Hearing a message about the “Gerasene Demoniac” the other day, I learned something new. We know the story, of a man possessed by a legion of demons who could break shackles, who often cried out in the city and basically terrorized everyone.
Into this scary situation in a gentile village stepped Jesus, who ordered the demons into a bunch of pigs (about $2 million worth of pork!), sending them into the sea where they drowned.
There is a lot to be learned here, certainly. For one, this man—once possessed—becomes the first person to share the story of Jesus with gentiles. Interesting stuff.
What I missed about this story is that immediately before reaching the country of the Gerasenes, Jesus faced a storm. This is the famous storm where Jesus says, “Hush, be still,” calming the winds and stunning the disciples.
I overlooked this connection because of a chapter break, which obviously was not in the original text.
Did the enemy produce this storm because he knew Jesus was about to perform one of His most powerful miracles and open His message to the gentiles for the first time? I don’t know, but it is an interesting question.
What we do know is that immediately after the storm, Jesus seized an incredible opportunity.
Perhaps this is more of a devotional than a column. But they call me a senior writer, so I get some flexibility.
Two years ago, Cuba, Missouri experienced a storm. The creek near Lifeline Pregnancy Center overflowed its banks and poured into the center. In short, Lifeline was forced to leave the office they had rented since opening.
But because of the storm, many of you chipped in to help. While there will be more to the story, Lifeline now has a new, expanded facility to serve clients more effectively, offering more services. They own this home, with a payment lower than the rent they paid in their former facility.

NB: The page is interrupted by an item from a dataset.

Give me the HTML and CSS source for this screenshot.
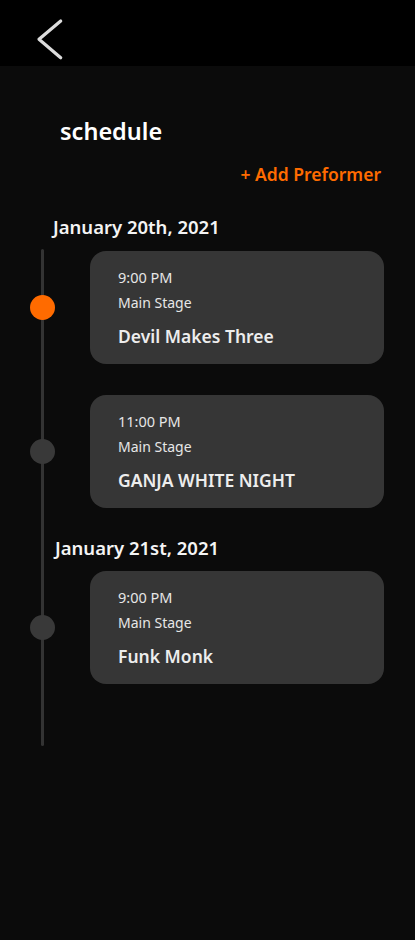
FILE: index.html
```html
<!DOCTYPE html>
<html>
<head>
<meta charset="utf-8">
<link rel="stylesheet" href="styles.css">
</head>
<body>
<header class="topbar">
  <svg class="back" width="32" height="50" viewBox="0 0 32 50">
    <polyline points="25.7,13 4,31.3 25.7,49.7" fill="none" stroke="#dcdcdc" stroke-width="3.2" stroke-linecap="round" stroke-linejoin="round"/>
  </svg>
</header>
<main class="page">
  <h1 class="title">schedule</h1>
  <div class="actions"><span class="add">+ Add Preformer</span></div>
  <h2 class="date first">January 20th, 2021</h2>
  <section class="timeline">
    <div class="row">
      <span class="dot active"></span>
      <div class="card">
        <div class="time">9:00 PM</div>
        <div class="stage">Main Stage</div>
        <div class="name">Devil Makes Three</div>
      </div>
    </div>
    <div class="row gap">
      <span class="dot"></span>
      <div class="card">
        <div class="time">11:00 PM</div>
        <div class="stage">Main Stage</div>
        <div class="name">GANJA WHITE NIGHT</div>
      </div>
    </div>
    <h2 class="date second">January 21st, 2021</h2>
    <div class="row">
      <span class="dot"></span>
      <div class="card">
        <div class="time">9:00 PM</div>
        <div class="stage">Main Stage</div>
        <div class="name">Funk Monk</div>
      </div>
    </div>
  </section>
</main>
</body>
</html>
```

FILE: styles.css
```css
* { box-sizing: border-box; margin: 0; padding: 0; }
html, body { background: #0b0b0b; }
body {
  width: 415px;
  min-height: 940px;
  font-family: "Noto Sans", "Open Sans", sans-serif;
  color: #ececec;
}
.topbar {
  height: 66px;
  background: #000;
  display: flex;
  align-items: flex-start;
  padding-left: 35px;
  padding-top: 8px;
}
.back { display: block; overflow: visible; }
.page { display: flex; flex-direction: column; }
.title {
  margin-top: 50px;
  padding-left: 60px;
  font-size: 23.5px;
  line-height: 30px;
  font-weight: 600;
  color: #fff;
}
.actions {
  margin-top: 16px;
  display: flex;
  justify-content: flex-end;
  padding-right: 34px;
}
.add {
  font-size: 17.5px;
  line-height: 24px;
  font-weight: 600;
  color: #ff6b00;
}
.date {
  font-size: 18.5px;
  line-height: 24px;
  font-weight: 600;
  color: #f4f4f4;
}
.date.first { margin-top: 29px; padding-left: 53px; }
.date.second { margin-top: 28px; margin-bottom: 11px; padding-left: 55px; }
.timeline {
  position: relative;
  margin-top: 10px;
  padding-top: 2px;
  padding-bottom: 62px;
}
.timeline::before {
  content: "";
  position: absolute;
  left: 41px;
  top: 0;
  bottom: 0;
  width: 3px;
  border-radius: 2px;
  background: #333;
}
.row {
  display: flex;
  align-items: center;
  padding-left: 30px;
  gap: 35px;
}
.row.gap { margin-top: 31px; }
.dot {
  position: relative;
  flex: none;
  width: 25px;
  height: 25px;
  border-radius: 50%;
  background: #393939;
}
.dot.active { background: #ff6b00; }
.card {
  width: 294px;
  height: 113px;
  border-radius: 16px;
  background: #363636;
  padding: 16px 20px 15px 28px;
}
.time, .stage {
  font-size: 14.5px;
  line-height: 20px;
  color: #e6e6e6;
}
.stage { font-size: 14px; margin-top: 6px; }
.name {
  margin-top: 10px;
  font-size: 17.5px;
  line-height: 26px;
  font-weight: 600;
  color: #ededed;
}
```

Today, opportunities abound for Lifeline. Because of a storm.
Allow me to rephrase (and say the same thing): A storm—something we as humans automatically see as a negative event—created a wonderful opportunity for executive director Lori Amato and a ministry seeking to change lives and save lives.
The question for all of us in the pregnancy help community is, whether figurative or literal, “How do we view a storm?”
Tweet This: The question for all of us in the pregnancy help community is, “How do we view a storm?” #prolife @kirkwalden
Every time our organizations face a storm, we can choose. We can choose to fret, we can choose to curse the enemy who caused the storm (and let’s be honest, there is an enemy out there)...or we can choose to ask, “Is there an opportunity here to help us advance our mission?”
Friends, in our work we can count on storms. Like Lifeline, we may experience natural disasters. Or, the storms may come through opposition to our work, financial challenges, or other reasons. The storms are real, and we can never take storms lightly.
It would be nice to say that whenever a storm comes, we can tap-dance through the waves and wind with platitudes like, “God’s got this!” It’s true, He does know the storm and His Son might calm the storm with “Hush, be still.”
But sometimes, the storm lasts. And lasts.
The good news is that at some point every storm ceases. When it does, we must embrace the opportunities on the other side. Lori Amato and her team did just that. It’s an example all of us can follow.